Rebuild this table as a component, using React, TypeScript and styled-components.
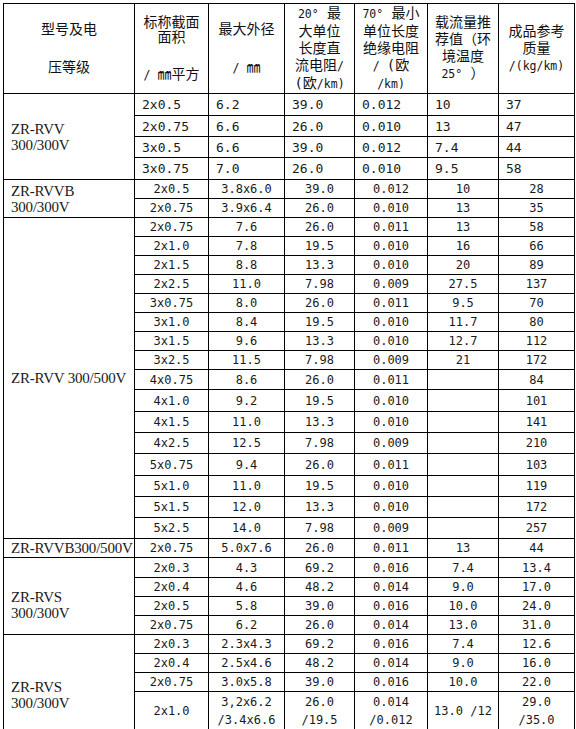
import React from 'react'
import styled, { createGlobalStyle, css } from 'styled-components'

const GlobalStyle = createGlobalStyle`
	html, body {
		margin: 0;
		padding: 0;
		background: #fff;
	}
	body {
		font-family: "DejaVu Sans Mono", "Noto Sans CJK SC", monospace;
		color: #111;
	}
`

interface IRow {
	cells: string[]
	h: number
}

interface IGroup {
	model: string[]
	align: 'left' | 'center'
	shift?: number
	rows: IRow[]
}

const r = (h: number, ...cells: string[]): IRow => ({ h, cells })

const GROUPS: IGroup[] = [
	{
		model: ['ZR-RVV', '300/300V'],
		align: 'left',
		rows: [
			r(22, '2x0.5', '6.2', '39.0', '0.012', '10', '37'),
			r(21, '2x0.75', '6.6', '26.0', '0.010', '13', '47'),
			r(21, '3x0.5', '6.6', '39.0', '0.012', '7.4', '44'),
			r(22, '3x0.75', '7.0', '26.0', '0.010', '9.5', '58'),
		],
	},
	{
		model: ['ZR-RVVB', '300/300V'],
		align: 'center',
		rows: [
			r(19, '2x0.5', '3.8x6.0', '39.0', '0.012', '10', '28'),
			r(19, '2x0.75', '3.9x6.4', '26.0', '0.010', '13', '35'),
		],
	},
	{
		model: ['ZR-RVV 300/500V'],
		align: 'center',
		rows: [
			r(19, '2x0.75', '7.6', '26.0', '0.011', '13', '58'),
			r(19, '2x1.0', '7.8', '19.5', '0.010', '16', '66'),
			r(19, '2x1.5', '8.8', '13.3', '0.010', '20', '89'),
			r(19, '2x2.5', '11.0', '7.98', '0.009', '27.5', '137'),
			r(19, '3x0.75', '8.0', '26.0', '0.011', '9.5', '70'),
			r(19, '3x1.0', '8.4', '19.5', '0.010', '11.7', '80'),
			r(19, '3x1.5', '9.6', '13.3', '0.010', '12.7', '112'),
			r(19, '3x2.5', '11.5', '7.98', '0.009', '21', '172'),
			r(20, '4x0.75', '8.6', '26.0', '0.011', '', '84'),
			r(22, '4x1.0', '9.2', '19.5', '0.010', '', '101'),
			r(21, '4x1.5', '11.0', '13.3', '0.010', '', '141'),
			r(21, '4x2.5', '12.5', '7.98', '0.009', '', '210'),
			r(22, '5x0.75', '9.4', '26.0', '0.011', '', '103'),
			r(21, '5x1.0', '11.0', '19.5', '0.010', '', '119'),
			r(21, '5x1.5', '12.0', '13.3', '0.010', '', '172'),
			r(21, '5x2.5', '14.0', '7.98', '0.009', '', '257'),
		],
	},
	{
		model: ['ZR-RVVB300/500V'],
		align: 'center',
		rows: [r(19, '2x0.75', '5.0x7.6', '26.0', '0.011', '13', '44')],
	},
	{
		model: ['ZR-RVS', '300/300V'],
		align: 'center',
		shift: 18,
		rows: [
			r(20, '2x0.3', '4.3', '69.2', '0.016', '7.4', '13.4'),
			r(19, '2x0.4', '4.6', '48.2', '0.014', '9.0', '17.0'),
			r(18, '2x0.5', '5.8', '39.0', '0.016', '10.0', '24.0'),
			r(18, '2x0.75', '6.2', '26.0', '0.014', '13.0', '31.0'),
		],
	},
	{
		model: ['ZR-RVS', '300/300V'],
		align: 'center',
		shift: 26,
		rows: [
			r(18, '2x0.3', '2.3x4.3', '69.2', '0.016', '7.4', '12.6'),
			r(19, '2x0.4', '2.5x4.6', '48.2', '0.014', '9.0', '16.0'),
			r(19, '2x0.75', '3.0x5.8', '39.0', '0.016', '10.0', '22.0'),
			r(38, '2x1.0', '3,2x6.2\n/3.4x6.6', '26.0\n/19.5', '0.014\n/0.012', '13.0 /12', '29.0\n/35.0'),
		],
	},
]

const COLS = [131, 74, 76, 70, 73, 71, 76]

const Page = styled.div`
	padding: 3px 0 0 3px;
`

const Table = styled.table`
	border-collapse: collapse;
	table-layout: fixed;
	width: 571px;
	border: 1px solid #000;
`

const Row = styled.tr<{ $h: number }>`
	height: ${({ $h }) => $h}px;
`

const HeadCell = styled.th`
	border: 1px solid #000;
	padding: 0 2px;
	vertical-align: middle;
	text-align: center;
	font-weight: normal;
	font-size: 14px;
	line-height: 17px;
	color: #111;
`

const HeadLine = styled.div<{ $lh?: number }>`
	white-space: nowrap;
	${({ $lh }) =>
		$lh &&
		css`
			line-height: ${$lh}px;
		`}
`

const Gap = styled.div<{ $h: number }>`
	height: ${({ $h }) => $h}px;
`

const Lat = styled.span`
	font-family: "DejaVu Sans Mono", monospace;
	font-size: 11.5px;
`

const ModelCell = styled.td<{ $shift: number }>`
	border: 1px solid #000;
	padding: ${({ $shift }) => $shift}px 4px 0 7px;
	vertical-align: middle;
	text-align: left;
	font-family: "Liberation Serif", "Times New Roman", serif;
	font-size: 15px;
	line-height: 16px;
	color: #1a1a1a;
	white-space: nowrap;
	letter-spacing: -0.2px;
`

const Cell = styled.td<{ $align: 'left' | 'center' }>`
	border: 1px solid #000;
	padding: 0 2px;
	vertical-align: middle;
	white-space: nowrap;
	color: #1a1a1a;
	${({ $align }) =>
		$align === 'left'
			? css`
					text-align: left;
					padding-left: 7px;
					font-size: 13px;
					line-height: 15px;
			  `
			: css`
					text-align: center;
					font-size: 12px;
					line-height: 18px;
			  `}
`

const Header = () => (
	<Row $h={90}>
		<HeadCell>
			<HeadLine $lh={15}>型号及电</HeadLine>
			<Gap $h={23} />
			<HeadLine $lh={15}>压等级</HeadLine>
		</HeadCell>
		<HeadCell>
			<HeadLine $lh={15}>标称截面</HeadLine>
			<HeadLine $lh={15}>面积</HeadLine>
			<Gap $h={22} />
			<HeadLine $lh={15}>
				<Lat>/ </Lat>㎜平方
			</HeadLine>
		</HeadCell>
		<HeadCell>
			<HeadLine $lh={15}>最大外径</HeadLine>
			<Gap $h={23} />
			<HeadLine $lh={15}>
				<Lat>/ </Lat>㎜
			</HeadLine>
		</HeadCell>
		<HeadCell>
			<HeadLine>
				<Lat>20°</Lat> 最
			</HeadLine>
			<HeadLine>大单位</HeadLine>
			<HeadLine>长度直</HeadLine>
			<HeadLine>
				流电阻<Lat>/</Lat>
			</HeadLine>
			<HeadLine>
				(欧<Lat>/km)</Lat>
			</HeadLine>
		</HeadCell>
		<HeadCell>
			<HeadLine>
				<Lat>70°</Lat> 最小
			</HeadLine>
			<HeadLine>单位长度</HeadLine>
			<HeadLine>绝缘电阻</HeadLine>
			<HeadLine>
				<Lat>/ </Lat>(欧
			</HeadLine>
			<HeadLine>
				<Lat>/km)</Lat>
			</HeadLine>
		</HeadCell>
		<HeadCell>
			<HeadLine>载流量推</HeadLine>
			<HeadLine>荐值（环</HeadLine>
			<HeadLine>境温度</HeadLine>
			<HeadLine>
				<Lat>25°</Lat> ）
			</HeadLine>
		</HeadCell>
		<HeadCell>
			<HeadLine>成品参考</HeadLine>
			<HeadLine>质量</HeadLine>
			<HeadLine>
				<Lat>/(kg/km)</Lat>
			</HeadLine>
		</HeadCell>
	</Row>
)

const CellText = ({ text }: { text: string }) => (
	<>
		{text.split('\n').map((line, i) => (
			<React.Fragment key={i}>
				{i > 0 && <br />}
				{line}
			</React.Fragment>
		))}
	</>
)

export default function App() {
	return (
		<Page>
			<GlobalStyle />
			<Table>
				<colgroup>
					{COLS.map((w, i) => (
						<col key={i} style={{ width: w }} />
					))}
				</colgroup>
				<tbody>
					<Header />
					{GROUPS.map((g, gi) =>
						g.rows.map((row, ri) => (
							<Row key={`${gi}-${ri}`} $h={row.h}>
								{ri === 0 && (
									<ModelCell rowSpan={g.rows.length} $shift={g.shift ?? 0}>
										{g.model.map((m) => (
											<div key={m}>{m}</div>
										))}
									</ModelCell>
								)}
								{row.cells.map((c, ci) => (
									<Cell key={ci} $align={g.align}>
										<CellText text={c} />
									</Cell>
								))}
							</Row>
						))
					)}
				</tbody>
			</Table>
		</Page>
	)
}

++++++++

## EXERCISE
From the first line of the listing above, repeat every line through the one holding "const r = (h: number, ...cells: string[]): IRow". Both ends count, and pictures stay out.

## THE RESPONSE
Rebuild this table as a component, using React, TypeScript and styled-components.
import React from 'react'
import styled, { createGlobalStyle, css } from 'styled-components'

const GlobalStyle = createGlobalStyle`
	html, body {
		margin: 0;
		padding: 0;
		background: #fff;
	}
	body {
		font-family: "DejaVu Sans Mono", "Noto Sans CJK SC", monospace;
		color: #111;
	}
`

interface IRow {
	cells: string[]
	h: number
}

interface IGroup {
	model: string[]
	align: 'left' | 'center'
	shift?: number
	rows: IRow[]
}

const r = (h: number, ...cells: string[]): IRow => ({ h, cells })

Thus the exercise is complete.